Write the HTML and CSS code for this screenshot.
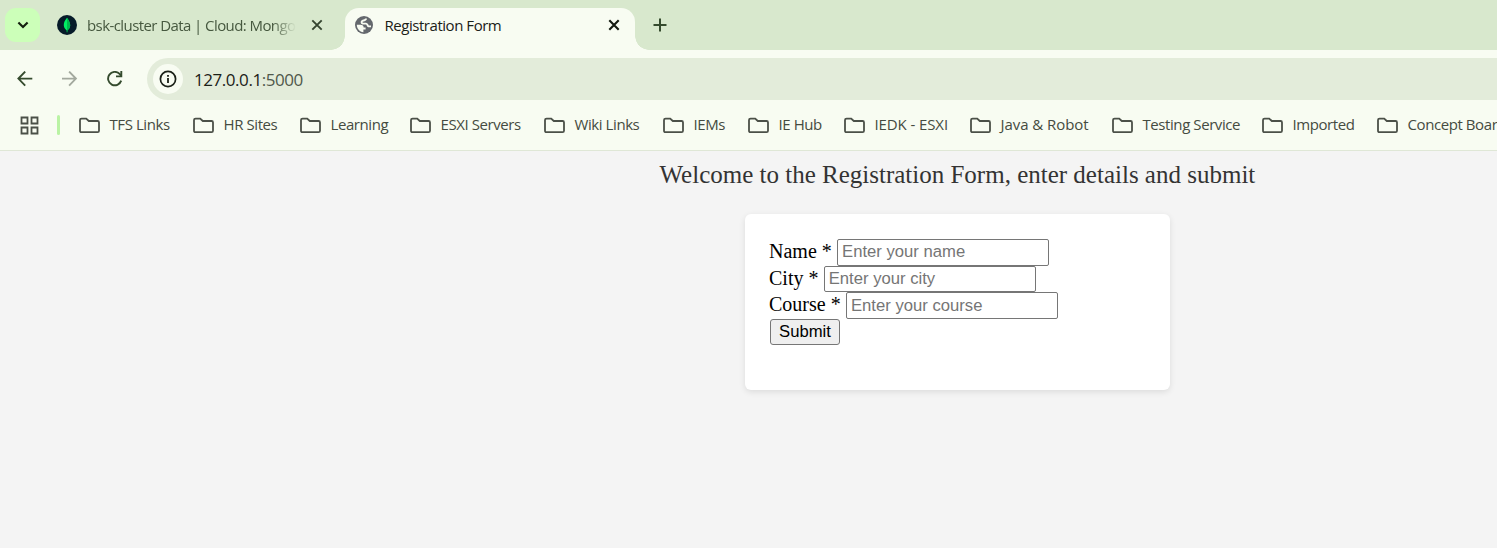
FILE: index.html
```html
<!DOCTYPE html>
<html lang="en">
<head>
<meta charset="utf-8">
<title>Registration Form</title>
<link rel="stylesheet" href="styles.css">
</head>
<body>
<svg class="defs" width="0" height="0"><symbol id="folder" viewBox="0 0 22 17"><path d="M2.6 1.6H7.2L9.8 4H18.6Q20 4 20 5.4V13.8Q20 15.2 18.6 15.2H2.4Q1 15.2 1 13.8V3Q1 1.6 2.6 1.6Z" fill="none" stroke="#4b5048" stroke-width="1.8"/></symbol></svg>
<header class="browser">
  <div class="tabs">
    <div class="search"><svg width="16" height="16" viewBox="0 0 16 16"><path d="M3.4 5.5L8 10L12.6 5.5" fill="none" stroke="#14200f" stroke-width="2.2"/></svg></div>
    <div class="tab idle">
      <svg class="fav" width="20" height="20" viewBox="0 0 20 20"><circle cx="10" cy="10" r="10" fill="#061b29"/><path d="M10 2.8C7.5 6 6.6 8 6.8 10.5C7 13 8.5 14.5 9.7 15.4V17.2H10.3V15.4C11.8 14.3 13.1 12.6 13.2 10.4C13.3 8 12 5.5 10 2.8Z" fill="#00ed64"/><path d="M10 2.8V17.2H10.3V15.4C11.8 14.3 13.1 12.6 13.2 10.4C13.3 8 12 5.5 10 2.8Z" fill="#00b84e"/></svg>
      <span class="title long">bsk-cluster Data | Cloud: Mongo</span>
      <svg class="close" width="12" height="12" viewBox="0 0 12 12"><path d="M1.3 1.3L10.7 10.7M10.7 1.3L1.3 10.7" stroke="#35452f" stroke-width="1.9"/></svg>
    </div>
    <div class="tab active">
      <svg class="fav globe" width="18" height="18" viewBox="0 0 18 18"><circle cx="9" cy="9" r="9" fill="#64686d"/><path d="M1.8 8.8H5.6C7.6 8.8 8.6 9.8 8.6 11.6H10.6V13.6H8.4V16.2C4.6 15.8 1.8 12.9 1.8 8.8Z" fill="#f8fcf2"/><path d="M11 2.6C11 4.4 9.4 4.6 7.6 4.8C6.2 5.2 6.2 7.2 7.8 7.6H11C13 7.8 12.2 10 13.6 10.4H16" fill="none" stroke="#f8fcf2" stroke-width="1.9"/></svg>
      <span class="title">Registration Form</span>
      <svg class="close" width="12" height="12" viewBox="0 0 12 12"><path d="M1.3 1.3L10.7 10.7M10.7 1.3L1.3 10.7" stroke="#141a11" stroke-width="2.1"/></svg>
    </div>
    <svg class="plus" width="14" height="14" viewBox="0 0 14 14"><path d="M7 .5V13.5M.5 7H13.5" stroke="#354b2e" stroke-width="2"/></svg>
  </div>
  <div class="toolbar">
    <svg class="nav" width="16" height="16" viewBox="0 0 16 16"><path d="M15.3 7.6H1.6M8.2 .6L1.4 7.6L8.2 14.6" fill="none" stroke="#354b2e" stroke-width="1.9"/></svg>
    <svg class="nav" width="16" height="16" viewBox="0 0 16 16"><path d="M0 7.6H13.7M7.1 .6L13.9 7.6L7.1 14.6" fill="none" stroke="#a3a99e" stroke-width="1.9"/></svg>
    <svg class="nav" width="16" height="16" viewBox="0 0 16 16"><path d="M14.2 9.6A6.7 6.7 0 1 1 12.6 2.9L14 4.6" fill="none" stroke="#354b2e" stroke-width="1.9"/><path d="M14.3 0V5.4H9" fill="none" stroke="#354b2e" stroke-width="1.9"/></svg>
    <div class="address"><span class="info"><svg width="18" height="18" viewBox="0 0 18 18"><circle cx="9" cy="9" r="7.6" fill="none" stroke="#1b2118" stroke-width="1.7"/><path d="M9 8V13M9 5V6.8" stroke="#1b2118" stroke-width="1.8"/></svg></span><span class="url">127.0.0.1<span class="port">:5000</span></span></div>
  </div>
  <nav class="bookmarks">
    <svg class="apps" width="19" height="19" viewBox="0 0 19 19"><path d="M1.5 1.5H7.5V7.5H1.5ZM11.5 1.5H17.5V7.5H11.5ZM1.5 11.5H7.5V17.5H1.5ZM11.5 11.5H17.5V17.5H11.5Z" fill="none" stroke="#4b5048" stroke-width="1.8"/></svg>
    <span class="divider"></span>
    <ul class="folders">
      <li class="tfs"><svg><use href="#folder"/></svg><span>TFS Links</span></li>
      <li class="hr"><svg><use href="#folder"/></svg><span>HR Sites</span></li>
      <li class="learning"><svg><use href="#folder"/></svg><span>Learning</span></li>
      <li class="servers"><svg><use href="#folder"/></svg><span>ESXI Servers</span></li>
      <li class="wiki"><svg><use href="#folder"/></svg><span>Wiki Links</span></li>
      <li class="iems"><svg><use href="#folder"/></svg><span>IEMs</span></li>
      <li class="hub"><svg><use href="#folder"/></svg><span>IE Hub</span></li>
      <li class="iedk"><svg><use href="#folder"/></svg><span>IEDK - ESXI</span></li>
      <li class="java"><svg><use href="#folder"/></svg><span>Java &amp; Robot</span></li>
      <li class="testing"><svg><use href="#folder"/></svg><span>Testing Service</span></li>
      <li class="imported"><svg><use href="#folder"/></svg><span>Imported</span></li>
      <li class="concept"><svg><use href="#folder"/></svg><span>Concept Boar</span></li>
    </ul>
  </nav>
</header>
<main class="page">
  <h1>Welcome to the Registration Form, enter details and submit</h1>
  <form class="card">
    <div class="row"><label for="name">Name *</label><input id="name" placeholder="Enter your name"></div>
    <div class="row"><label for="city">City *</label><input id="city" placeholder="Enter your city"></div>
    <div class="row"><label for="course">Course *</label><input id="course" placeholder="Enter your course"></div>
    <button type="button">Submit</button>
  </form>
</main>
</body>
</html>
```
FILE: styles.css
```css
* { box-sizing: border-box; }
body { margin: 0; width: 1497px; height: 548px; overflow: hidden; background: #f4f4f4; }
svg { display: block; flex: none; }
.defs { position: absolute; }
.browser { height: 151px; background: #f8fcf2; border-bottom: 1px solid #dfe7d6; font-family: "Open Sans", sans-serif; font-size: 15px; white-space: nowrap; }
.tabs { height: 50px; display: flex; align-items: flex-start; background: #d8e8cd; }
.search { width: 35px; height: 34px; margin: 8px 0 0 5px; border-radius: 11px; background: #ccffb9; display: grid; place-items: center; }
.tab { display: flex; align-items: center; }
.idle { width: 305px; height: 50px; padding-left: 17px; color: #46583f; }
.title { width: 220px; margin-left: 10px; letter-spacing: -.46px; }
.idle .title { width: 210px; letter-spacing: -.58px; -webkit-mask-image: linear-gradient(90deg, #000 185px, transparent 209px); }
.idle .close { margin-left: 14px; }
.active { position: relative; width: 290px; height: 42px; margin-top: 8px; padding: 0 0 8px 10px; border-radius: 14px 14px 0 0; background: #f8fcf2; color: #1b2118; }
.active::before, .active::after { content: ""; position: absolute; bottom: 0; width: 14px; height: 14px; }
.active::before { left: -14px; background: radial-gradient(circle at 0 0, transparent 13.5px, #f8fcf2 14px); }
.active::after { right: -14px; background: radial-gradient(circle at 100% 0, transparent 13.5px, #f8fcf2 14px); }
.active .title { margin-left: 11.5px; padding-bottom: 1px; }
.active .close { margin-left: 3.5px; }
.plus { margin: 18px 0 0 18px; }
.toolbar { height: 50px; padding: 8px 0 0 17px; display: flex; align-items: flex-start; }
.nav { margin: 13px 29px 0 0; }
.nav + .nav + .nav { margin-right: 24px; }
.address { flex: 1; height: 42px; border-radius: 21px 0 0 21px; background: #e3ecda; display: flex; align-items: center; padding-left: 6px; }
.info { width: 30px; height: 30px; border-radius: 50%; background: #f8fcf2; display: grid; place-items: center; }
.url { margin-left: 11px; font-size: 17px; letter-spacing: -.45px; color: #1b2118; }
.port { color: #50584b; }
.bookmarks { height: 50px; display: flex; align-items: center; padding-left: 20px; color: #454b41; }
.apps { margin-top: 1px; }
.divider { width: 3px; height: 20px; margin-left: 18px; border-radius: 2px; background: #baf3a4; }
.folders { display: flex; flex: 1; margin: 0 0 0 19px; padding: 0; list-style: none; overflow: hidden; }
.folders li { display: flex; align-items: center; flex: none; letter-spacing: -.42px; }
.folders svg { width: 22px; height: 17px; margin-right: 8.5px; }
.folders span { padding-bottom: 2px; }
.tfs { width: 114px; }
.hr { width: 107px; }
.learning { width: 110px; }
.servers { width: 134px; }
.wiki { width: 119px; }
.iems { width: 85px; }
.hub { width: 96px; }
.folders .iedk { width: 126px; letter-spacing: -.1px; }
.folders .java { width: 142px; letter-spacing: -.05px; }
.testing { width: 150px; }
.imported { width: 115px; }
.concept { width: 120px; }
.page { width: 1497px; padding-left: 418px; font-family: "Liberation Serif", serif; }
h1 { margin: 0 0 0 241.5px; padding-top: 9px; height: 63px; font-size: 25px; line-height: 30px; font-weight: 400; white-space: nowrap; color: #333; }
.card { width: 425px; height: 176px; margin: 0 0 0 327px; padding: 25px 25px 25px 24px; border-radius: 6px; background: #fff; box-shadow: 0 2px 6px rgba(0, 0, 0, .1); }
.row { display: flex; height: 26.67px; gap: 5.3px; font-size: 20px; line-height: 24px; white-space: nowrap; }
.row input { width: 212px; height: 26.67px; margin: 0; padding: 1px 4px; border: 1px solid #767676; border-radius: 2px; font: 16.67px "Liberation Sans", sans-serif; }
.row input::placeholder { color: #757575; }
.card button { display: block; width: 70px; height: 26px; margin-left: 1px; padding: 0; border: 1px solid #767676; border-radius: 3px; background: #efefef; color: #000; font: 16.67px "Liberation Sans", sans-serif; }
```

+ + + + + + +

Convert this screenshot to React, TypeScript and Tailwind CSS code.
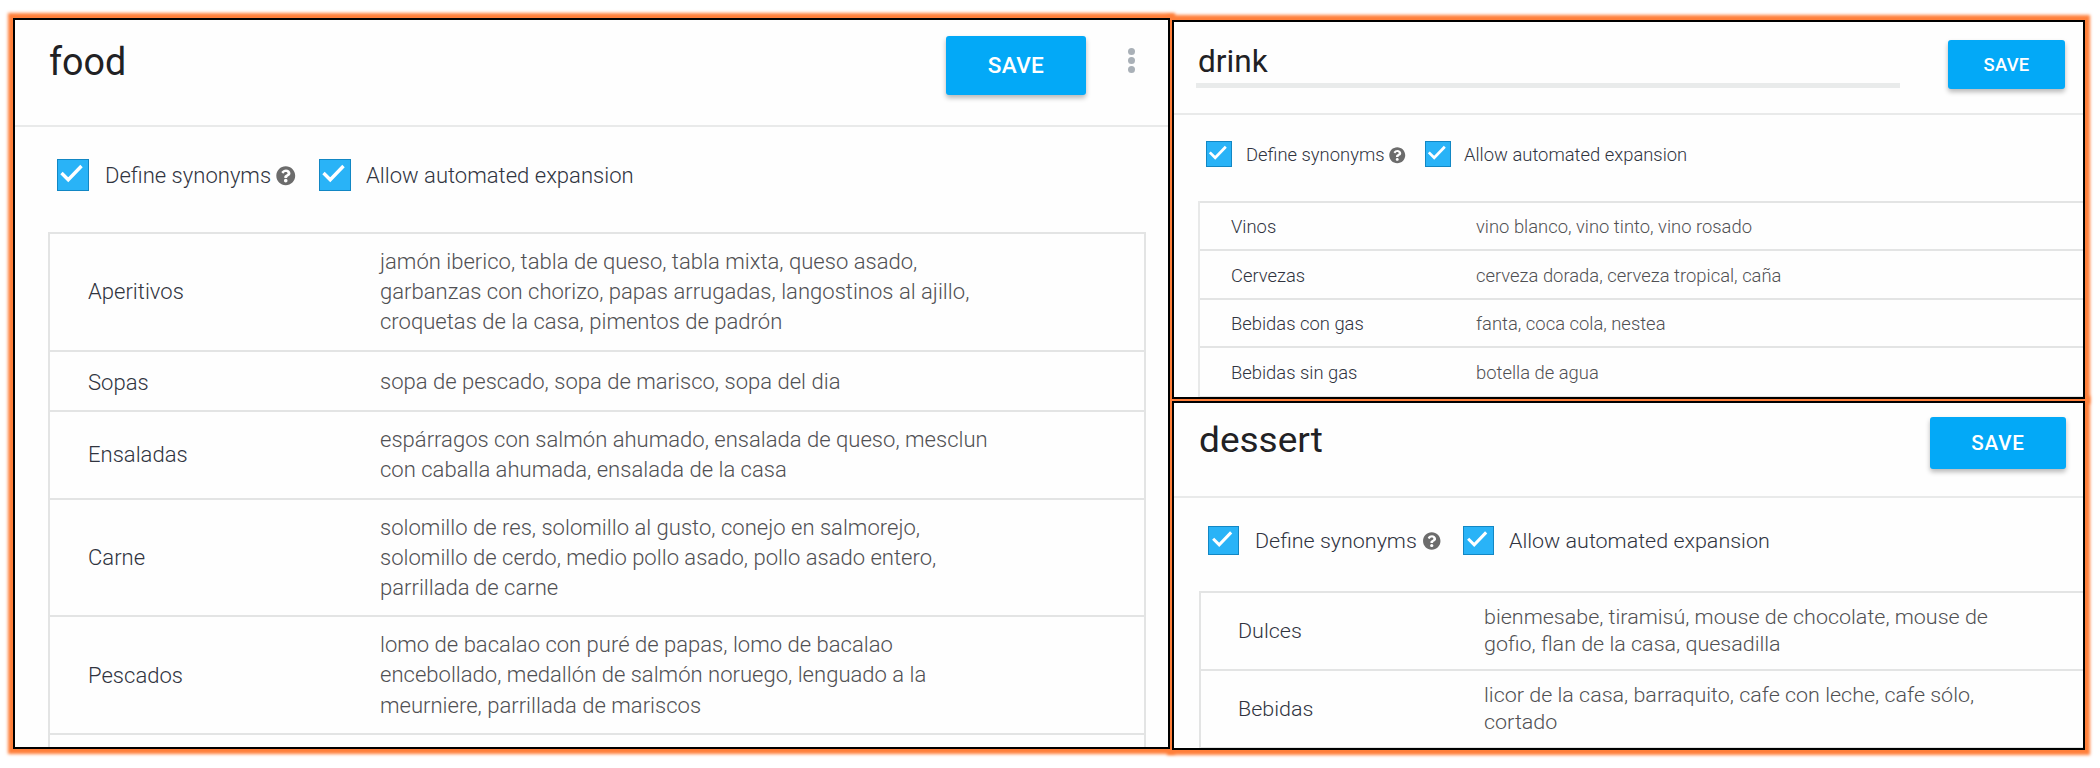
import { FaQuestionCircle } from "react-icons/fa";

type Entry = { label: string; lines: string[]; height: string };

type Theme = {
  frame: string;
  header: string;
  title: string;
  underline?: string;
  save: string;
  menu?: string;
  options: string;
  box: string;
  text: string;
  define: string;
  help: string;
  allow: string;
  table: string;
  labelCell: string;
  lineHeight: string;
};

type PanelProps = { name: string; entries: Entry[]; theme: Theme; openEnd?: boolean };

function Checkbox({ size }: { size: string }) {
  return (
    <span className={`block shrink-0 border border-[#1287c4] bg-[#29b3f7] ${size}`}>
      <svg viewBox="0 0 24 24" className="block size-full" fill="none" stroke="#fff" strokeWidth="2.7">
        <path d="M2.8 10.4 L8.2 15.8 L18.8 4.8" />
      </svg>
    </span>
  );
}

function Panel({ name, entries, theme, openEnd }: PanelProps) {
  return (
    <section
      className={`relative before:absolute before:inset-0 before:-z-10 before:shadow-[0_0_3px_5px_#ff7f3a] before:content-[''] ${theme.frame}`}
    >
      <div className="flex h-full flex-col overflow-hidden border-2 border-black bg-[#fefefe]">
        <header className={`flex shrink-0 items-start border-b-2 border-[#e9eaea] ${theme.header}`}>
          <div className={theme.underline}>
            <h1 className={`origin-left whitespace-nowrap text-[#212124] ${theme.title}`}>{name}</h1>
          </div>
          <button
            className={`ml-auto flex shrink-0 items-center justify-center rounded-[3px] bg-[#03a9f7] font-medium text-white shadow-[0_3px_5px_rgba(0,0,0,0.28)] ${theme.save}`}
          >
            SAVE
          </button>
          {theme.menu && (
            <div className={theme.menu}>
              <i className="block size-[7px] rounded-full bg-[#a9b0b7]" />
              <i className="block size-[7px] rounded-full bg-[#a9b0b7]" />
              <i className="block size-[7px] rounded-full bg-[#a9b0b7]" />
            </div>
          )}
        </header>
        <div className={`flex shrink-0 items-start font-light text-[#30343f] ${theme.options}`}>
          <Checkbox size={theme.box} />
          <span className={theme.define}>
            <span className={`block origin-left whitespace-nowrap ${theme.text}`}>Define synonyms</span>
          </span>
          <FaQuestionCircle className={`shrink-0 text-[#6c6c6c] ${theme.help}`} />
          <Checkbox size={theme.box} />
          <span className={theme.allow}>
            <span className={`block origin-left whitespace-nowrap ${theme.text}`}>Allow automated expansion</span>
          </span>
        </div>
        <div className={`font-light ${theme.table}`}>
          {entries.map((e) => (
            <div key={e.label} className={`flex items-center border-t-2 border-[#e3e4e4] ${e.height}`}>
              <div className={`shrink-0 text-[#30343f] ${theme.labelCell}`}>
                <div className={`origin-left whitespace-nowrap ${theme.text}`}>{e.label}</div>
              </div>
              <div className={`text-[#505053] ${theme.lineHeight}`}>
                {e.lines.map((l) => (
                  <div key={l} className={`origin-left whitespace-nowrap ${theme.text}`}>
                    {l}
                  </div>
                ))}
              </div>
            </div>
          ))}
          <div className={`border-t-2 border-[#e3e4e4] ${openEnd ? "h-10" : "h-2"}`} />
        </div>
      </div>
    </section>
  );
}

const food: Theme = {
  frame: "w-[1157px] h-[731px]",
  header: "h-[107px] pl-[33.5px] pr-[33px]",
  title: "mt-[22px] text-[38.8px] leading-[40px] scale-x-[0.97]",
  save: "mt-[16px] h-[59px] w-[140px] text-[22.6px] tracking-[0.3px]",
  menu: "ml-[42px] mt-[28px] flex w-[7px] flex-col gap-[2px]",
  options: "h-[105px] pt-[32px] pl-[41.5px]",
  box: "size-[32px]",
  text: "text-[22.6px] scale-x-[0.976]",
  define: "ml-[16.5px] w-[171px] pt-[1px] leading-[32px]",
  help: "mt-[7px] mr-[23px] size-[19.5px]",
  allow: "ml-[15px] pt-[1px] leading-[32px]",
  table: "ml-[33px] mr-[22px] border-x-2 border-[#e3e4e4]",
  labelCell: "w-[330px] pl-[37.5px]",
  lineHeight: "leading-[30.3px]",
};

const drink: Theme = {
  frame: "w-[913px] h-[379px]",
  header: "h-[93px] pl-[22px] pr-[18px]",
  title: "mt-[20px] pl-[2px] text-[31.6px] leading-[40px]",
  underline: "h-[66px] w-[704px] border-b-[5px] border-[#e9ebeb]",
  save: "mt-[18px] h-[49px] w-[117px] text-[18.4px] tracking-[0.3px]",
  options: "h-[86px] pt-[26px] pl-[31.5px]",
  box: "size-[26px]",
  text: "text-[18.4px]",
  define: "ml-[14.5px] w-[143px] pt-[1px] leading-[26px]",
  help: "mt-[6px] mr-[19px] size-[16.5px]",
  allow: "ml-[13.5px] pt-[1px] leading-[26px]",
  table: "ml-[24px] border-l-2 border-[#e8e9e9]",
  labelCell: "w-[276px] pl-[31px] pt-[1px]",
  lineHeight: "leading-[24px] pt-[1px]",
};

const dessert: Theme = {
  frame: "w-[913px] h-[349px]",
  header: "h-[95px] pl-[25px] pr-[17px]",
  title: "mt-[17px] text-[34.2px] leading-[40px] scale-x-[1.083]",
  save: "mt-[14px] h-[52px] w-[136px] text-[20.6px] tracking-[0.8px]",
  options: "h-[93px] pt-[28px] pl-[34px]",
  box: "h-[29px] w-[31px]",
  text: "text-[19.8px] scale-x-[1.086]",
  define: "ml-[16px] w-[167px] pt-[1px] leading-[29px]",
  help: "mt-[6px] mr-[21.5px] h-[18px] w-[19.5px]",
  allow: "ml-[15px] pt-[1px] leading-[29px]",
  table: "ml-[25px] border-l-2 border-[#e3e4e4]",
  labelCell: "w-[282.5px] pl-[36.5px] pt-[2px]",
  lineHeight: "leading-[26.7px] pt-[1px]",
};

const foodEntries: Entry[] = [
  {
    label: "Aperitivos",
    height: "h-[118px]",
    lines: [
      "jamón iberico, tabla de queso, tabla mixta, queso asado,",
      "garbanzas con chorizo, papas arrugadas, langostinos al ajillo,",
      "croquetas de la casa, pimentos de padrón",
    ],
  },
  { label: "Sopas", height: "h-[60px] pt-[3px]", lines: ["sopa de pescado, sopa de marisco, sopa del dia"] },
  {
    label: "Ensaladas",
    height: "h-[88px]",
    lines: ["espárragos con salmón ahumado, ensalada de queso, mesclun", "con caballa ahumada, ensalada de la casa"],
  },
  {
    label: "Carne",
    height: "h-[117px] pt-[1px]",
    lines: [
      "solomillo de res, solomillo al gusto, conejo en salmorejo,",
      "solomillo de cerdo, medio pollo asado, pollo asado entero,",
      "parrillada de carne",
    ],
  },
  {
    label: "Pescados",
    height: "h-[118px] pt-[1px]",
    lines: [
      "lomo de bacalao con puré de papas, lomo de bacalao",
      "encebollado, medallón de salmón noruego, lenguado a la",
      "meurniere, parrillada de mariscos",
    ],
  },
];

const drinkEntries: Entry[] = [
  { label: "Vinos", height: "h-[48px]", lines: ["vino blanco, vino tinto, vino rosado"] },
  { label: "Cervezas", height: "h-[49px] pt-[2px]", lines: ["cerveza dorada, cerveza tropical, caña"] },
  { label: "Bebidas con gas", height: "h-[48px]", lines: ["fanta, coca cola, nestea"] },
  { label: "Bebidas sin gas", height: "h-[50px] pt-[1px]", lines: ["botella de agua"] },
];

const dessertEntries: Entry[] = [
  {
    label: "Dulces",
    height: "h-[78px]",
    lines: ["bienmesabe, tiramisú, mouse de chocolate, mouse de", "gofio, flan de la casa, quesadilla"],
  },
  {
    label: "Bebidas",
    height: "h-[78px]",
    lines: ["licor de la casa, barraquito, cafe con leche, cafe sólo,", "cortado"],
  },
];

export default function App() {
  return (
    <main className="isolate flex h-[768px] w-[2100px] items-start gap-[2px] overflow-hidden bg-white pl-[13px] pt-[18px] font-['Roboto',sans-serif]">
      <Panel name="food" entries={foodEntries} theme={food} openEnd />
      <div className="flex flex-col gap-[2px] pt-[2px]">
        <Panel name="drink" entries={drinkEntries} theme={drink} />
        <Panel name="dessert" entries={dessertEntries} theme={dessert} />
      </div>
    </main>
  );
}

+ + + + + + +

** Exercise prompt **
Report each line in the data that holds the word "code".

** Correct output **
Write the HTML and CSS code for this screenshot.
Convert this screenshot to React, TypeScript and Tailwind CSS code.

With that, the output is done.